ESTRO 2022

Session Item

Imaging acquisition and processing

Session Type: Poster (digital)

Track: Physics

Journey:

Standardising Nomenclatures in Breast Radiotherapy Imaging Data using Machine Learning Algorithms

Phillip Chlap, Australia

Presentation Number: PO-1618

Abstract

Abstract Title:

Standardising Nomenclatures in Breast Radiotherapy Imaging Data using Machine Learning Algorithms

Authors:

ali haidar^1,2,3, Matthew Field^1,2,3, Vikneswary Batumalai^1,4, Kirrily Cloak^1,2,3, Daniel Al Mouiee^1,2,3, Phillip Chlap^1,2,3, Xiaoshui Huang^5,2,3, Vicky Chin^1,2,3, Martin Carolan⁶, Jonathan Sykes^7,8, Shalini Vinod^1,2,3, Geoffrey Delaney^1,2,3, Lois Holloway^1,2,3

¹University of New South Wales, South Western Sydney Clinical School, Sydney, Australia; ²South Western Sydney Local Health District, Liverpool and Macarthur Cancer Therapy Centres, Sydney, Australia; ³Ingham Institute for Applied Medical Research, Medical Physics Research Group, Sydney, Australia; ⁴GenesisCare, Radiation Oncology, Sydney, Australia; ⁵University of Sydney, ImageX, Sydney, Australia; ⁶Wollongong Hospital, Illawarra Cancer Care Centre, Wollongong, Australia; ⁷Sydney West Radiation Oncology Network, Radiation Onology, Sydney, Australia; ⁸University of Sydney, Institute of Medical Physics, Sydney, Australia

Show Affiliations

Purpose or Objective

Data mining and analyses using retrospective radiotherapy imaging datasets sourced from single/multiple centres requires translation of local ontologies for structure names to a standardised ontology. Our aim was to investigate machine learning (ML) based tools for standardising target and organ-at-risk (OAR) volume definition in breast cancer radiotherapy plans.

Material and Methods

Radiotherapy imaging data for 1613 breast cancer patients treated between 2014 and 2018 were collected from a single centre. The volumes were initially classified based on discussions with clinicians. 1440 patients were selected for ML model development, and 173 patients were used for testing (hold-out). To represent each target and OAR volume, four characteristics were generated: textual features, geometric features, dosimetry features, and central slices representing the slice with the highest number of contoured pixels in a volume. Five datasets were created from the original cohort, the first four represented different subsets of volumes and the last represented the whole list of volumes (Table1). For each dataset, 15 sets of feature combinations were created to see how the use of different attributes affected the standardisation performance.

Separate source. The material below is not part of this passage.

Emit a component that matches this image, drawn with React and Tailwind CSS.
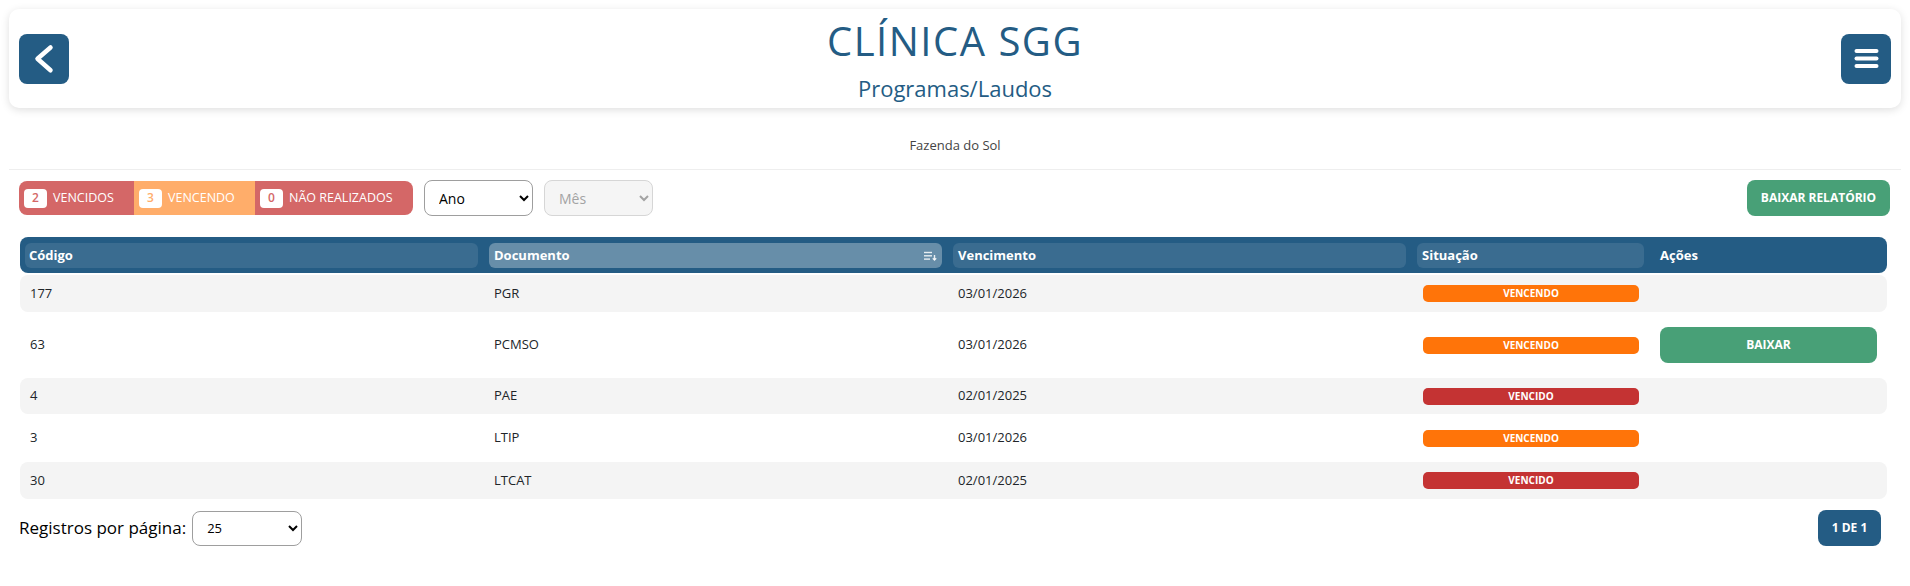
import React from "react";

const rows = [
  { code: "177", doc: "PGR", due: "03/01/2026", status: "VENCENDO", h: "h-[37px]", striped: true },
  { code: "63", doc: "PCMSO", due: "03/01/2026", status: "VENCENDO", h: "h-[66px]", striped: false, action: true },
  { code: "4", doc: "PAE", due: "02/01/2025", status: "VENCIDO", h: "h-[36px]", striped: true },
  { code: "3", doc: "LTIP", due: "03/01/2026", status: "VENCENDO", h: "h-[48px]", striped: false },
  { code: "30", doc: "LTCAT", due: "02/01/2025", status: "VENCIDO", h: "h-[37px]", striped: true },
];

const cols = "grid grid-cols-[453px_453px_453px_227px_1fr] gap-x-[11px] px-[5px]";

function StatusBadge({ status }) {
  const color = status === "VENCIDO" ? "bg-[#c43333]" : "bg-[#ff7409]";
  return (
    <div className={`flex h-[17px] w-[216px] items-center justify-center rounded-[5px] text-[10px] font-bold text-white ${color}`}>
      {status}
    </div>
  );
}

function Tag({ n, label, bg, fg, w }) {
  return (
    <div className={`flex h-full items-center gap-[6px] pl-[5px] ${bg} ${w}`}>
      <span className={`flex h-[19px] w-[23px] items-center justify-center rounded-[4px] bg-white text-[12px] font-semibold ${fg}`}>
        {n}
      </span>
      <span className="text-[12.5px] text-white">{label}</span>
    </div>
  );
}

export default function App() {
  return (
    <div className="min-h-screen bg-white font-['Open_Sans',sans-serif] text-[#212529]">
      <div className="px-[9px] pt-[9px]">
        <div className="flex h-[99px] items-center justify-between rounded-[10px] bg-white px-[10px] shadow-[0_2px_8px_rgba(0,0,0,0.13)]">
          <button className="flex h-[50px] w-[50px] items-center justify-center rounded-[8px] bg-[#245c84]">
            <svg width="50" height="50" viewBox="0 0 50 50" fill="none">
              <polyline points="31.5,13.5 18.5,24.8 31.5,36.3" stroke="white" strokeWidth="4.5" strokeLinecap="round" strokeLinejoin="round" />
            </svg>
          </button>
          <div className="flex flex-1 flex-col items-center self-start pt-[12px] text-[#245c84]">
            <h1 className="text-[40px] leading-[40px] font-medium tracking-[1.5px]">CLÍNICA SGG</h1>
            <p className="mt-[16px] text-[22px] leading-[22px]">Programas/Laudos</p>
          </div>
          <button className="flex h-[50px] w-[50px] items-center justify-center rounded-[8px] bg-[#245c84]">
            <svg width="50" height="50" viewBox="0 0 50 50" fill="none">
              <g stroke="white" strokeWidth="4" strokeLinecap="round">
                <line x1="15.5" y1="17" x2="35.5" y2="17" />
                <line x1="15.5" y1="24.5" x2="35.5" y2="24.5" />
                <line x1="15.5" y1="32" x2="35.5" y2="32" />
              </g>
            </svg>
          </button>
        </div>
      </div>

      <p className="mt-[28px] text-center text-[13px] leading-[18px] text-[#444]">Fazenda do Sol</p>
      <div className="mx-[9px] mt-[15px] border-t border-[#eeeeee]" />

      <div className="px-[19px] pt-[10px]">
        <div className="flex h-[36px] items-center justify-between pr-[1px]">
          <div className="flex items-center gap-[11px]">
            <div className="flex h-[34px] overflow-hidden rounded-[8px]">
              <Tag n="2" label="VENCIDOS" bg="bg-[#d46767]" fg="text-[#d46767]" w="w-[115px]" />
              <Tag n="3" label="VENCENDO" bg="bg-[#ffad6a]" fg="text-[#ffad6a]" w="w-[121px]" />
              <Tag n="0" label="NÃO REALIZADOS" bg="bg-[#d46767]" fg="text-[#d46767]" w="w-[158px]" />
            </div>
            <select className="h-[36px] w-[109px] rounded-[8px] border border-[#9e9e9e] bg-white pl-[10px] pr-[6px] text-[14px] text-black">
              <option>Ano</option>
            </select>
            <select disabled className="h-[36px] w-[109px] rounded-[8px] border border-[#d6d6d6] bg-[#f5f5f5] pl-[10px] pr-[6px] text-[14px] text-[#a3a3a3]">
              <option>Mês</option>
            </select>
          </div>
          <button className="h-[36px] w-[143px] rounded-[8px] bg-[#48a077] text-[12px] font-bold text-white">
            BAIXAR RELATÓRIO
          </button>
        </div>

        <div className="mt-[21px] ml-[1px] mr-[4px]">
          <div className={`${cols} h-[36px] items-center rounded-[8px] bg-[#245c84] pt-[6px] pb-[5px] text-[13px] font-bold text-white`}>
            <div className="flex h-[25px] items-center rounded-[6px] bg-[#3a6c90] px-[4px]">Código</div>
            <div className="flex h-[25px] items-center justify-between rounded-[6px] bg-[#678ea9] pl-[5px] pr-[5px]">
              <span>Documento</span>
              <svg width="14" height="10" viewBox="0 0 14 10" fill="none" stroke="rgba(255,255,255,0.85)" strokeWidth="1.4">
                <line x1="1" y1="1.5" x2="9" y2="1.5" />
                <line x1="1" y1="4.8" x2="9" y2="4.8" />
                <line x1="1" y1="8.1" x2="7" y2="8.1" />
                <line x1="11.5" y1="4" x2="11.5" y2="9" />
                <polyline points="9.8,7.3 11.5,9 13.2,7.3" />
              </svg>
            </div>
            <div className="flex h-[25px] items-center rounded-[6px] bg-[#3a6c90] px-[5px]">Vencimento</div>
            <div className="flex h-[25px] items-center rounded-[6px] bg-[#3a6c90] px-[5px]">Situação</div>
            <div className="flex h-[25px] items-center px-[5px]">Ações</div>
          </div>

          <div className="mt-[2px]">
            {rows.map((r) => (
              <div
                key={r.code}
                className={`${cols} ${r.h} items-center rounded-[8px] text-[13px] ${r.striped ? "bg-[#f4f4f4]" : "bg-white"}`}
              >
                <div className="px-[5px]">{r.code}</div>
                <div className="px-[5px]">{r.doc}</div>
                <div className="px-[5px]">{r.due}</div>
                <div className="px-[6px]">
                  <StatusBadge status={r.status} />
                </div>
                <div className="px-[5px]">
                  {r.action && (
                    <button className="h-[36px] w-[217px] rounded-[8px] bg-[#48a077] text-[12px] font-bold text-white">
                      BAIXAR
                    </button>
                  )}
                </div>
              </div>
            ))}
          </div>
        </div>

        <div className="mt-[11px] flex h-[36px] items-center justify-between pr-[10px]">
          <div className="flex items-center gap-[6px]">
            <span className="text-[17px] text-black">Registros por página:</span>
            <select className="h-[35px] w-[110px] rounded-[8px] border border-[#9e9e9e] bg-white pl-[10px] pr-[6px] text-[13px] text-black">
              <option>25</option>
            </select>
          </div>
          <button className="h-[36px] w-[63px] rounded-[8px] bg-[#245c84] text-[12px] font-bold text-white">1 DE 1</button>
        </div>
      </div>
    </div>
  );
}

Three types of artificial neural networks were used to model different combinations of features: feed forward neural networks (FFNN), convolutional neural networks (CNNs), and multi-input neural networks (MINN). FFNN were used for training tabular data combinations (e.g. text and dosimetry features), a CNN was used for training imaging data (central slices), and MINN were used for training tabular and imaging combinations (e.g. text and imaging features). Classification accuracy was used to compare the developed models against each other over the hold-out dataset.

Table 1 Classes used in datasets.

Results

Classification accuracy of each of the developed models is shown in Fig. 1. The best model (a MINN) reported 99.416% classification accuracy over the hold-out samples when used to standardise all the nomenclatures in a breast radiotherapy plan into 21 different classes (Dataset 5). 19 samples belonging to different classes were misclassified with 10 being predicted as ‘exclude’ (i.e. not to use).Three types of features were used with this model: textual features, dosimetry features, and images. When compared to employing single characteristics, integrating several features resulted in greater classification accuracy. Reliable performance was observed with all the datasets when using the text feature as input to the model, which is consistent with the traditional approach, where the clinicians look at text first to standardise nomenclatures.

Fig.1 Modelling results.

Conclusion

Standardisation of nomenclatures using ML is feasible on single institutional data if multiple features are included in the model. This is an ongoing project, where federated ML will be investigated for standardising radiotherapy data across different centres, guidelines, and anatomical sites.